A empresa ampliou seu número de funcionários em um processo de expansão nacional nos últimos meses. Além dos 12 profissionais sediados em São Paulo, outros 26 entraram para a rede em outras regiões do país.

O trabalho reúne consultoria estratégica (com metas e indicadores de desempenho para inclusão e diversidade), treinamento, pesquisa (criação de censos e estudos de mercado), comunicação empresarial e curadoria de talentos.

A empresa fez programas de estágio pautados na diversidade para empresas como Braskem, Ford, Heineken e BTG Pactual.

"Sempre ouvia frases do tipo 'até queria tal profissional, com tal perfil, queria deficiente que falasse inglês, negro em cargo liderança, mas não existe'. Sabia que não era verdade, essas pessoas existem, mas em proporção menor", afirma.

A curadoria de talentos foi um dos segmentos que mais avançou, ganhando espaço equiparado ao da prestação de consultoria e de treinamentos. Segundo Sales, é um termômetro que mostra como empresas procuram preencher o déficit de negros em suas organizações.

Apesar de avanços, estudo recente da startup Blend Edu, que promove inclusão e diversidade em organizações, mostra que 71% das empresas têm metas específicas para diversidade, mas só 4% atrelam os resultados à avaliação de performance e remuneração dos empregados. Isso significa que, muitas vezes, os programas de diversidade são vistos como desejáveis, não imperativos.

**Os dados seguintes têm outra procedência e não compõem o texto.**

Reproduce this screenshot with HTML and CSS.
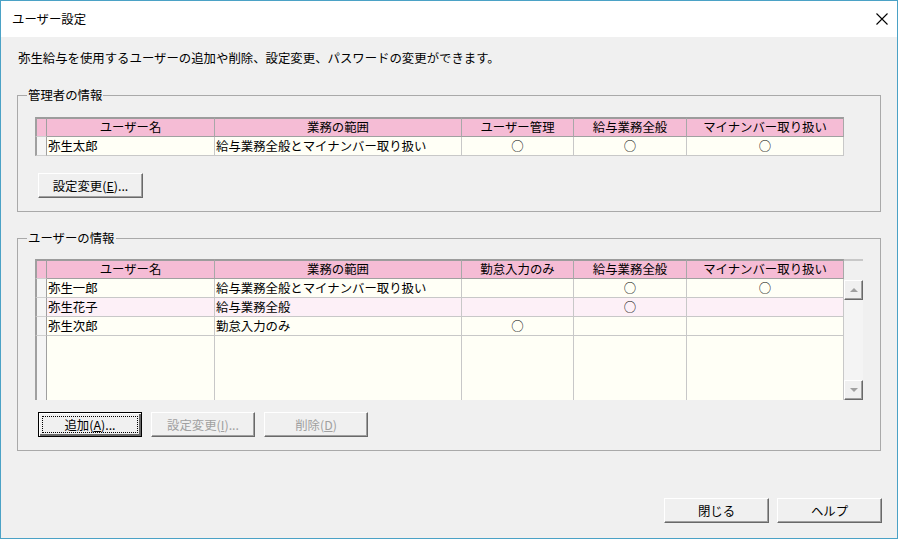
FILE: index.html
```html
<!DOCTYPE html>
<html lang="ja">
<head>
<meta charset="utf-8">
<title>ユーザー設定</title>
<link rel="stylesheet" href="styles.css">
</head>
<body>
<div class="window">
  <div class="titlebar">
    <span class="title">ユーザー設定</span>
    <svg class="close" viewBox="0 0 12 12" width="12" height="12"><path d="M0.5 0.5 L11.5 11.5 M11.5 0.5 L0.5 11.5" stroke="#000" stroke-width="1.1" fill="none"/></svg>
  </div>
  <div class="content">
    <p class="desc">弥生給与を使用するユーザーの追加や削除、設定変更、パスワードの変更ができます。</p>

    <fieldset class="group g1">
      <legend>管理者の情報</legend>
      <div class="gbody">
        <div class="tbl">
          <div class="c h s"></div>
          <div class="c h">ユーザー名</div>
          <div class="c h">業務の範囲</div>
          <div class="c h">ユーザー管理</div>
          <div class="c h">給与業務全般</div>
          <div class="c h">マイナンバー取り扱い</div>

          <div class="c s"></div>
          <div class="c">弥生太郎</div>
          <div class="c">給与業務全般とマイナンバー取り扱い</div>
          <div class="c m">○</div>
          <div class="c m">○</div>
          <div class="c m">○</div>
        </div>
        <div class="btnrow">
          <button class="btn">設定変更(<u>E</u>)...</button>
        </div>
      </div>
    </fieldset>

    <fieldset class="group g2">
      <legend>ユーザーの情報</legend>
      <div class="gbody">
        <div class="tblwrap">
          <div class="tbl tbl2">
            <div class="c h s"></div>
            <div class="c h">ユーザー名</div>
            <div class="c h">業務の範囲</div>
            <div class="c h">勤怠入力のみ</div>
            <div class="c h">給与業務全般</div>
            <div class="c h">マイナンバー取り扱い</div>

            <div class="c s"></div>
            <div class="c">弥生一郎</div>
            <div class="c">給与業務全般とマイナンバー取り扱い</div>
            <div class="c m"></div>
            <div class="c m">○</div>
            <div class="c m">○</div>

            <div class="c s"></div>
            <div class="c pk">弥生花子</div>
            <div class="c pk">給与業務全般</div>
            <div class="c pk m"></div>
            <div class="c pk m">○</div>
            <div class="c pk m"></div>

            <div class="c s"></div>
            <div class="c">弥生次郎</div>
            <div class="c">勤怠入力のみ</div>
            <div class="c m">○</div>
            <div class="c m"></div>
            <div class="c m"></div>

            <div class="c s f"></div>
            <div class="c f"></div>
            <div class="c f"></div>
            <div class="c f"></div>
            <div class="c f"></div>
            <div class="c f"></div>
          </div>
          <div class="vscroll">
            <div class="vs-head"></div>
            <div class="vs-btn"><span class="tri up"></span></div>
            <div class="vs-track"></div>
            <div class="vs-btn"><span class="tri down"></span></div>
          </div>
        </div>
        <div class="btnrow">
          <button class="btn focus"><span class="fr">追加(<u>A</u>)...</span></button>
          <button class="btn dis">設定変更(<u>I</u>)...</button>
          <button class="btn dis">削除(<u>D</u>)</button>
        </div>
      </div>
    </fieldset>

    <div class="footer">
      <button class="btn">閉じる</button>
      <button class="btn">ヘルプ</button>
    </div>
  </div>
</div>
</body>
</html>
```

FILE: styles.css
```css
* { box-sizing: border-box; }
html, body { margin: 0; padding: 0; background: #fff; }
body {
  font-family: "Noto Sans CJK JP", "Noto Sans", sans-serif;
  font-size: 12.4px;
  color: #000;
}
.window {
  width: 898px;
  height: 539px;
  border: 1px solid #4ba2c6;
  display: flex;
  flex-direction: column;
  background: #f0f0f0;
}
.titlebar {
  height: 36px;
  background: #fff;
  display: flex;
  align-items: center;
  justify-content: space-between;
  padding: 0 9px 0 11px;
}
.title { line-height: 16px; }
.close { display: block; }
.content {
  flex: 1;
  display: flex;
  flex-direction: column;
  padding: 13px 15px 15px 16px;
}
.desc { margin: 0 0 0 1px; line-height: 16px; }

.group {
  margin: 21px 0 0;
  padding: 0 0 13px;
  width: 864px;
  min-width: 0;
  border: 1px solid #a9a9a9;
}
.g2 { margin-top: 18px; }
.group legend {
  margin-left: 9px;
  padding: 0 1px;
  line-height: 16px;
}
.gbody { padding: 14px 17px 0; }
.g2 .gbody { padding-top: 13px; }

.tbl {
  display: grid;
  grid-template-columns: 12px 168px 247px 112px 113px 157px;
  grid-template-rows: 20px 19px;
  width: 809px;
}
.tbl2 { grid-template-rows: 20px 19px 19px 19px 64px; }
.c {
  background: #fffff6;
  border-right: 1px solid #c8c8c8;
  border-bottom: 1px solid #c8c8c8;
  padding-left: 1px;
  white-space: nowrap;
  overflow: hidden;
  line-height: 18px;
}
.c.pk { background: #fdf0f7; }
.c.m { text-align: center; padding-left: 0; }
.c.h {
  background: #f5bcd5;
  border-top: 2px solid #9c9c9c;
  border-right-color: #a8a8a8;
  border-bottom-color: #a0a0a0;
  text-align: center;
  line-height: 17px;
  padding-left: 0;
}
.c.s {
  background: #f5f5f5;
  border-left: 2px solid #a0a0a0;
  border-right: 1px solid #a0a0a0;
  border-bottom-color: #d0d0d0;
}
.c.h.s { background: #f5bcd5; }
.c.f { border-bottom: none; }

.tblwrap { display: flex; }
.vscroll {
  width: 19px;
  display: flex;
  flex-direction: column;
  background: #f4f4f4;
}
.vs-head {
  height: 21px;
  border-top: 2px solid #c8c8c8;
  background: #f0f0f0;
}
.vs-track { flex: 1; }
.vs-btn {
  height: 20px;
  background: #f0f0f0;
  border: 1px solid;
  border-color: #fff #696969 #696969 #fff;
  box-shadow: inset -1px -1px 0 #a0a0a0;
  display: flex;
  align-items: center;
  justify-content: center;
}
.tri { width: 0; height: 0; border-left: 4px solid transparent; border-right: 4px solid transparent; }
.tri.up { border-bottom: 4px solid #a0a0a0; }
.tri.down { border-top: 4px solid #a0a0a0; }

.btnrow { display: flex; gap: 9px; margin-top: 17px; margin-left: 3px; }
.g2 .btnrow { margin-top: 12px; }
.g2 .btn { width: 104px; }
.btn {
  width: 105px;
  height: 25px;
  padding: 0;
  font: inherit;
  color: #000;
  background: #f0f0f0;
  border: 1px solid;
  border-color: #fff #696969 #696969 #fff;
  box-shadow: inset -1px -1px 0 #a0a0a0;
  display: flex;
  align-items: center;
  justify-content: center;
}
.btn u { text-decoration: underline; text-underline-offset: 1px; }
.btn.focus {
  border: 1px solid #000;
  box-shadow: inset 1px 1px 0 #fff, inset -2px -2px 0 #696969;
  padding: 3px;
}
.btn.focus .fr {
  flex: 1;
  align-self: stretch;
  display: flex;
  align-items: center;
  justify-content: center;
  outline: 1px dotted #000;
  outline-offset: -1px;
}
.btn.dis { color: #a0a0a0; }

.footer {
  margin-top: auto;
  display: flex;
  justify-content: flex-end;
  gap: 8px;
}
```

Apenas 75% possuem ações de treinamento e desenvolvimento estruturada a seus profissionais e só 31% consideram seu programa com um grau de inovação alto ou muito alto.

A startup Diaspora.Black há quatro anos vende experiências culturais e cursos relacionados à cultura negra a clientes individuais. Na pandemia, aumentou sua operação B2B (business to business) - a venda a outras empresas - e diz ter mais que triplicado o faturamento.

Os serviços vão de palestras, que podem custar R$ 5.000, ao pacote completo de reestruturação empresarial, que pode durar três meses, envolver todos os setores de uma companhia e ultrapassar R$ 35 mil.

Parte considerável do lucro da Diaspora Black neste ano veio de eventos lúdicos comprados por empresas a funcionários, como roteiros virtuais sobre cultura negra em São Paulo e oficina de cachaça e gastrononomia.

"Atendemos casos reparatórios, que viralizam nas redes sociais, e casos preparatórios, com toda a jornada antirracista", afirma Cintia Ramos, uma das sócias.

Entre os casos reparatórios recentes, Cintia cita um episódio com a WeWork, empresa americana de compartilhamento de escritórios que ampliou sua presença no Brasil.

"Um rapaz negro foi barrado ao entrar no prédio mesmo apresentando convite. A alegação foi que estava de bermuda, o que é trágico, porque as pessoas trabalham de pantufa na WeWork. A questão não era a bermuda, era um negro depois das 18h30", diz.

A resposta da empresa foi rápida por entender que o caso não deveria ser tratado como pontual, conta a empresária, que ajudou a realizar um treinamento de dois meses, envolvendo cargos gerenciais e diretores, que incluiu não apenas São Paulo, onde ocorreu o episódio, mas filiais de Argentina e Colômbia.

"Se a diversidade não for colocada em pauta, as empresas não conseguem mais passar. Os casos deste ano acordaram organizações que estão em cima do muro. Temos uma forte evolução pressionada pela população preta", diz Cintia, cuja empresa é formada quase totalmente por profissionais negros.